======== SOURCE MATERIAL

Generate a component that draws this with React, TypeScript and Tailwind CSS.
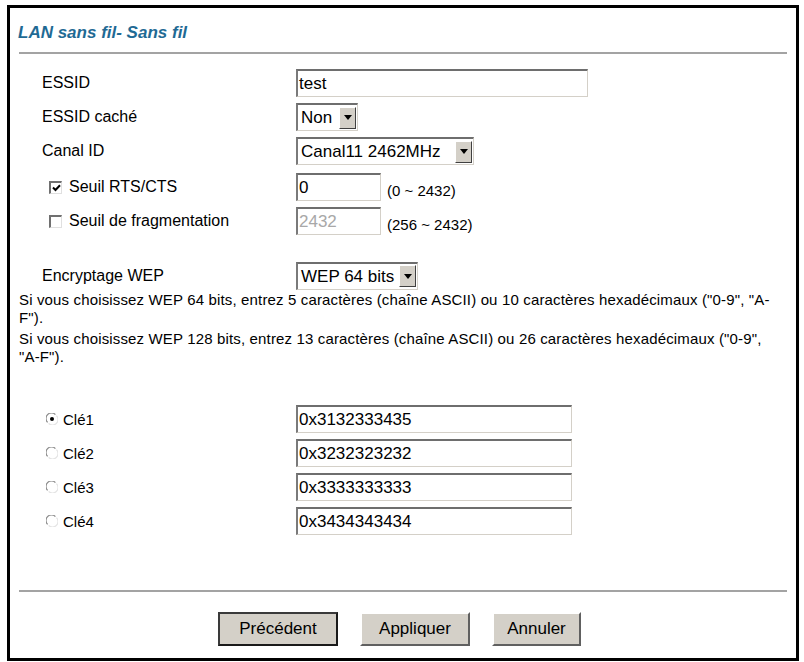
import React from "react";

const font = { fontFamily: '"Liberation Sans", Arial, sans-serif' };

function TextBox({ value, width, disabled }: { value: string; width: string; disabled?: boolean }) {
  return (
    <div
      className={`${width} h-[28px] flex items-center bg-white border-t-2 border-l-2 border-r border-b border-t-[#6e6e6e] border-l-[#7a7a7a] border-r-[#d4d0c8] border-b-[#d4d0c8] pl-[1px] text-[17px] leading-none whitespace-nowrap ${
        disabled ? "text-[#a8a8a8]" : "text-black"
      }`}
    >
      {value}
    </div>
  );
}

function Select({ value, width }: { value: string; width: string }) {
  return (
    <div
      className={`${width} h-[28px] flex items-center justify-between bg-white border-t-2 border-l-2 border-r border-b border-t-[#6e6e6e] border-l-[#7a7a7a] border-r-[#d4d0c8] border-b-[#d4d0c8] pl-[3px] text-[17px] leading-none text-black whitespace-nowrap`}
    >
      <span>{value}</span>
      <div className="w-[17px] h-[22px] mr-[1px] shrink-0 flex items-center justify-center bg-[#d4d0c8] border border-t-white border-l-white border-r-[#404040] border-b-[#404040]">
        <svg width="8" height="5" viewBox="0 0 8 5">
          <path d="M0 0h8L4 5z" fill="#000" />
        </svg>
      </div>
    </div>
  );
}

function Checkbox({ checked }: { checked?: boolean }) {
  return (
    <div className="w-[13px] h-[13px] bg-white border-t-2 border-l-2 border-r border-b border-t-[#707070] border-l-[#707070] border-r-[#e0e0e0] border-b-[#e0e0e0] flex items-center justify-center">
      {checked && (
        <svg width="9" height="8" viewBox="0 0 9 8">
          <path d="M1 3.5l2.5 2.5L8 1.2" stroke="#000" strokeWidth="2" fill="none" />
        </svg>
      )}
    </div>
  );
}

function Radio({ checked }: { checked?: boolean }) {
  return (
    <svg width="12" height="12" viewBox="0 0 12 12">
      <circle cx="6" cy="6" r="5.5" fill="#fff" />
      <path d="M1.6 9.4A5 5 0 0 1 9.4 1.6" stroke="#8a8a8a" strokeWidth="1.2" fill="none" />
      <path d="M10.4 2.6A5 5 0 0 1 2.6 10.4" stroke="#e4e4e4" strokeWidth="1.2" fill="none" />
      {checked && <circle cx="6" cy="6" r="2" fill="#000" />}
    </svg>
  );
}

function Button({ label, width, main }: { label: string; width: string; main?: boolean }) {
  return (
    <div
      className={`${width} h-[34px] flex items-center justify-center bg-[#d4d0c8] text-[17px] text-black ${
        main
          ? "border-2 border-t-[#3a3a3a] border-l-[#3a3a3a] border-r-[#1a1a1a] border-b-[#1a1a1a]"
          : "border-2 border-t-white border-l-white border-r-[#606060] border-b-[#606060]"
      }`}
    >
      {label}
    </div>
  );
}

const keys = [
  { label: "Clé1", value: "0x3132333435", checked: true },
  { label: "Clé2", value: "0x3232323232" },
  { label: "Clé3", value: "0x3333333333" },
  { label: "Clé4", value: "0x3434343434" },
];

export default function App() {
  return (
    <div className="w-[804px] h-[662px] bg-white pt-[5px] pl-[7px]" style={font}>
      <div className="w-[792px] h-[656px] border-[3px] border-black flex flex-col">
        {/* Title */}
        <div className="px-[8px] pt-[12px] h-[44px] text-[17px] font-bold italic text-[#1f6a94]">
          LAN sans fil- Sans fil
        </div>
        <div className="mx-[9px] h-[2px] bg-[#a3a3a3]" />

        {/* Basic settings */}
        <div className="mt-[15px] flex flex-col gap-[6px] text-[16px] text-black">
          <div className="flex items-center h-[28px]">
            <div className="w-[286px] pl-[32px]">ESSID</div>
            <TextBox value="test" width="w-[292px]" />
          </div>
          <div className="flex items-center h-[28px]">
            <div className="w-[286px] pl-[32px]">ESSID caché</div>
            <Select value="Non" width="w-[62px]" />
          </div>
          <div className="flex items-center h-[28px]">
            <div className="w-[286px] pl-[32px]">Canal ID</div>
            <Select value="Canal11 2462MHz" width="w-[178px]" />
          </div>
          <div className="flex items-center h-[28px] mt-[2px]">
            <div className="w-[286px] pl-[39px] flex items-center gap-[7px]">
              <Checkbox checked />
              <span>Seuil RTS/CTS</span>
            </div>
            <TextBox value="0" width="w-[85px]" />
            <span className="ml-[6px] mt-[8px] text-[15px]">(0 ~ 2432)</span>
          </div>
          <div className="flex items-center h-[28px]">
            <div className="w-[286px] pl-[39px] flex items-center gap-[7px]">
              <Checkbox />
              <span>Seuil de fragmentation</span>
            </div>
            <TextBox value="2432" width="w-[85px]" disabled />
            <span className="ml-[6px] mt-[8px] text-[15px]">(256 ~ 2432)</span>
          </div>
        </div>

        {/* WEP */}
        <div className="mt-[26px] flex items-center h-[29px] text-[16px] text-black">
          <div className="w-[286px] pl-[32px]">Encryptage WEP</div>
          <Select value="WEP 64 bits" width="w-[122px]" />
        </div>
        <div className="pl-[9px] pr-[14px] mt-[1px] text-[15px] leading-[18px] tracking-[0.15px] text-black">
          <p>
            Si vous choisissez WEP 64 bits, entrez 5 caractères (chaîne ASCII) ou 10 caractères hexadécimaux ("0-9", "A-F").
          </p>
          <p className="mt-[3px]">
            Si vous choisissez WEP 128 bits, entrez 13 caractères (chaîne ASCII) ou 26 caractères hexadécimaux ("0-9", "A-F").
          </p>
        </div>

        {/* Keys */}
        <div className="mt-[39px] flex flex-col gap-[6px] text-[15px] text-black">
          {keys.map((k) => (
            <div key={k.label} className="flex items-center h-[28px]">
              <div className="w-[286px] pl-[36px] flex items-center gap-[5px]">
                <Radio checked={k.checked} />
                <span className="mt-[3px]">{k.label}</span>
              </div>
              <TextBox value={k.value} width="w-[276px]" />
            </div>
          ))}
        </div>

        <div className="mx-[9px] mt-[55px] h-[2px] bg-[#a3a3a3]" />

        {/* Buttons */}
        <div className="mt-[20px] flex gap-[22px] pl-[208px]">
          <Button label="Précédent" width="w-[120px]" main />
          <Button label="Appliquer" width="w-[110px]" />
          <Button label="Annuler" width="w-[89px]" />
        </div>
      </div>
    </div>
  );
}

================

- GIVEN EXERCISE -
From the data above, copy each line that holds "React".

- ANSWER FOR THE TASK -
Generate a component that draws this with React, TypeScript and Tailwind CSS.
import React from "react";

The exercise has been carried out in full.